— Start INFORMATION SUPPLIED —

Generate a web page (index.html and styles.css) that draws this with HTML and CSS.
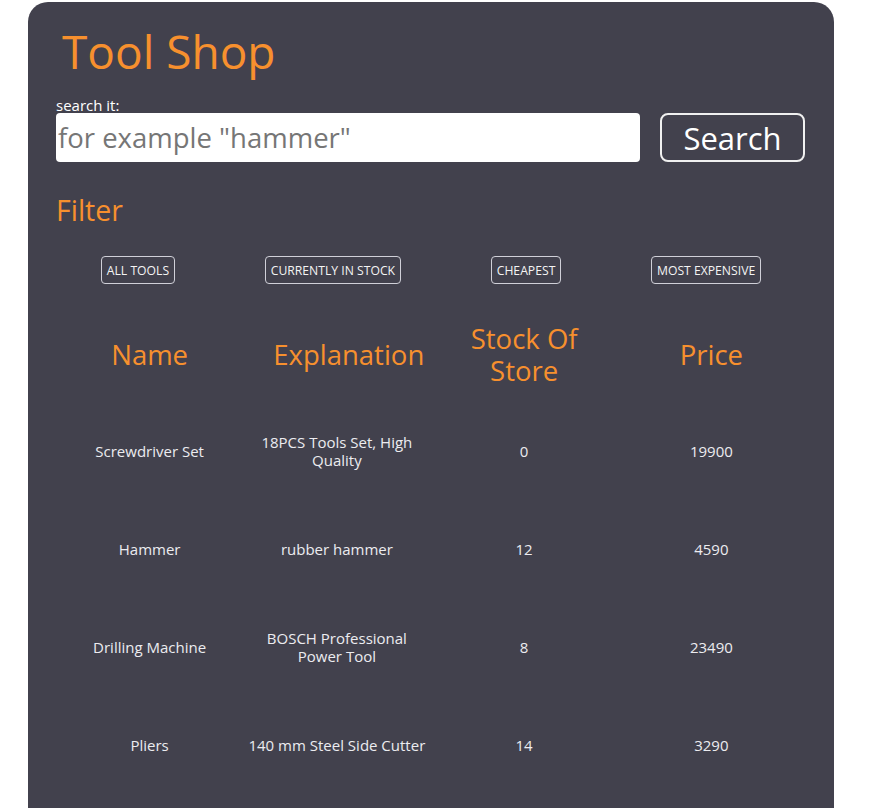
FILE: index.html
```html
<!DOCTYPE html>
<html lang="en">
<head>
<meta charset="utf-8">
<title>Tool Shop</title>
<link rel="stylesheet" href="styles.css">
</head>
<body>
<main class="panel">
  <h1 class="title">Tool Shop</h1>
  <label class="search-label" for="q">search it:</label>
  <div class="search-row">
    <input id="q" class="search-input" type="text" placeholder="for example &quot;hammer&quot;">
    <button class="search-btn">Search</button>
  </div>
  <h2 class="filter-title">Filter</h2>
  <div class="filters">
    <button class="filter-btn">ALL TOOLS</button>
    <button class="filter-btn">CURRENTLY IN STOCK</button>
    <button class="filter-btn">CHEAPEST</button>
    <button class="filter-btn">MOST EXPENSIVE</button>
  </div>
  <table class="tools">
    <thead>
      <tr><th>Name</th><th>Explanation</th><th>Stock Of Store</th><th>Price</th></tr>
    </thead>
    <tbody>
      <tr><td>Screwdriver Set</td><td>18PCS Tools Set, High Quality</td><td>0</td><td>19900</td></tr>
      <tr><td>Hammer</td><td>rubber hammer</td><td>12</td><td>4590</td></tr>
      <tr><td>Drilling Machine</td><td>BOSCH Professional Power Tool</td><td>8</td><td>23490</td></tr>
      <tr><td>Pliers</td><td>140 mm Steel Side Cutter</td><td>14</td><td>3290</td></tr>
    </tbody>
  </table>
</main>
</body>
</html>
```
FILE: styles.css
```css
html, body {
  margin: 0;
  padding: 0;
  background: #ffffff;
}
body {
  font-family: "Open Sans", "Lato", sans-serif;
  height: 808px;
  overflow: hidden;
}
.panel {
  box-sizing: border-box;
  width: 806px;
  margin: 2px 0 0 28px;
  min-height: 900px;
  padding: 0 28px;
  background: #42414d;
  border-radius: 20px 20px 0 0;
  color: #ececf0;
  display: flex;
  flex-direction: column;
}
.title {
  margin: 20px 0 0 6px;
  font-size: 46px;
  line-height: 58px;
  font-weight: 400;
  color: #f7902e;
}
.search-label {
  margin-top: 18px;
  font-size: 15px;
  line-height: 15px;
  color: #ffffff;
}
.search-row {
  display: flex;
  gap: 20px;
  align-items: center;
}
.search-input {
  box-sizing: border-box;
  width: 584px;
  height: 49px;
  border: none;
  border-radius: 4px;
  padding: 0 2px;
  font-family: inherit;
  font-size: 27.5px;
  color: #333;
  background: #fff;
}
.search-input::placeholder {
  color: #767676;
}
.search-btn {
  box-sizing: border-box;
  width: 145px;
  height: 49px;
  background: transparent;
  border: 2px solid #f0f0f0;
  border-radius: 8px;
  color: #ffffff;
  font-family: inherit;
  font-size: 31px;
  line-height: 40px;
  padding: 0;
}
.filter-title {
  margin: 31px 0 0 0;
  font-size: 28.5px;
  line-height: 34px;
  font-weight: 400;
  color: #f7902e;
}
.filters {
  display: flex;
  justify-content: space-around;
  margin-top: 29px;
}
.filter-btn {
  box-sizing: border-box;
  height: 28px;
  padding: 0 5px;
  background: transparent;
  border: 1px solid #d0d0d8;
  border-radius: 4px;
  color: #f4f4f4;
  font-family: inherit;
  font-size: 12.2px;
}
.tools {
  width: 749px;
  table-layout: fixed;
  border-collapse: collapse;
  margin-top: 24px;
}
.tools th {
  height: 94px;
  padding: 0 30px;
  font-size: 27.5px;
  line-height: 32px;
  font-weight: 400;
  color: #f7902e;
  text-align: center;
  vertical-align: middle;
}
.tools td {
  height: 98px;
  padding: 0 2px;
  font-size: 15px;
  line-height: 18px;
  color: #ececf0;
  text-align: center;
  vertical-align: middle;
}
```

— End INFORMATION SUPPLIED —

GOAL - Working from the material above, transcribe it exactly while omitting pictures.

THE COMPLETED TASK -
Generate a web page (index.html and styles.css) that draws this with HTML and CSS.
FILE: index.html
```html
<!DOCTYPE html>
<html lang="en">
<head>
<meta charset="utf-8">
<title>Tool Shop</title>
<link rel="stylesheet" href="styles.css">
</head>
<body>
<main class="panel">
  <h1 class="title">Tool Shop</h1>
  <label class="search-label" for="q">search it:</label>
  <div class="search-row">
    <input id="q" class="search-input" type="text" placeholder="for example &quot;hammer&quot;">
    <button class="search-btn">Search</button>
  </div>
  <h2 class="filter-title">Filter</h2>
  <div class="filters">
    <button class="filter-btn">ALL TOOLS</button>
    <button class="filter-btn">CURRENTLY IN STOCK</button>
    <button class="filter-btn">CHEAPEST</button>
    <button class="filter-btn">MOST EXPENSIVE</button>
  </div>
  <table class="tools">
    <thead>
      <tr><th>Name</th><th>Explanation</th><th>Stock Of Store</th><th>Price</th></tr>
    </thead>
    <tbody>
      <tr><td>Screwdriver Set</td><td>18PCS Tools Set, High Quality</td><td>0</td><td>19900</td></tr>
      <tr><td>Hammer</td><td>rubber hammer</td><td>12</td><td>4590</td></tr>
      <tr><td>Drilling Machine</td><td>BOSCH Professional Power Tool</td><td>8</td><td>23490</td></tr>
      <tr><td>Pliers</td><td>140 mm Steel Side Cutter</td><td>14</td><td>3290</td></tr>
    </tbody>
  </table>
</main>
</body>
</html>
```
FILE: styles.css
```css
html, body {
  margin: 0;
  padding: 0;
  background: #ffffff;
}
body {
  font-family: "Open Sans", "Lato", sans-serif;
  height: 808px;
  overflow: hidden;
}
.panel {
  box-sizing: border-box;
  width: 806px;
  margin: 2px 0 0 28px;
  min-height: 900px;
  padding: 0 28px;
  background: #42414d;
  border-radius: 20px 20px 0 0;
  color: #ececf0;
  display: flex;
  flex-direction: column;
}
.title {
  margin: 20px 0 0 6px;
  font-size: 46px;
  line-height: 58px;
  font-weight: 400;
  color: #f7902e;
}
.search-label {
  margin-top: 18px;
  font-size: 15px;
  line-height: 15px;
  color: #ffffff;
}
.search-row {
  display: flex;
  gap: 20px;
  align-items: center;
}
.search-input {
  box-sizing: border-box;
  width: 584px;
  height: 49px;
  border: none;
  border-radius: 4px;
  padding: 0 2px;
  font-family: inherit;
  font-size: 27.5px;
  color: #333;
  background: #fff;
}
.search-input::placeholder {
  color: #767676;
}
.search-btn {
  box-sizing: border-box;
  width: 145px;
  height: 49px;
  background: transparent;
  border: 2px solid #f0f0f0;
  border-radius: 8px;
  color: #ffffff;
  font-family: inherit;
  font-size: 31px;
  line-height: 40px;
  padding: 0;
}
.filter-title {
  margin: 31px 0 0 0;
  font-size: 28.5px;
  line-height: 34px;
  font-weight: 400;
  color: #f7902e;
}
.filters {
  display: flex;
  justify-content: space-around;
  margin-top: 29px;
}
.filter-btn {
  box-sizing: border-box;
  height: 28px;
  padding: 0 5px;
  background: transparent;
  border: 1px solid #d0d0d8;
  border-radius: 4px;
  color: #f4f4f4;
  font-family: inherit;
  font-size: 12.2px;
}
.tools {
  width: 749px;
  table-layout: fixed;
  border-collapse: collapse;
  margin-top: 24px;
}
.tools th {
  height: 94px;
  padding: 0 30px;
  font-size: 27.5px;
  line-height: 32px;
  font-weight: 400;
  color: #f7902e;
  text-align: center;
  vertical-align: middle;
}
.tools td {
  height: 98px;
  padding: 0 2px;
  font-size: 15px;
  line-height: 18px;
  color: #ececf0;
  text-align: center;
  vertical-align: middle;
}
```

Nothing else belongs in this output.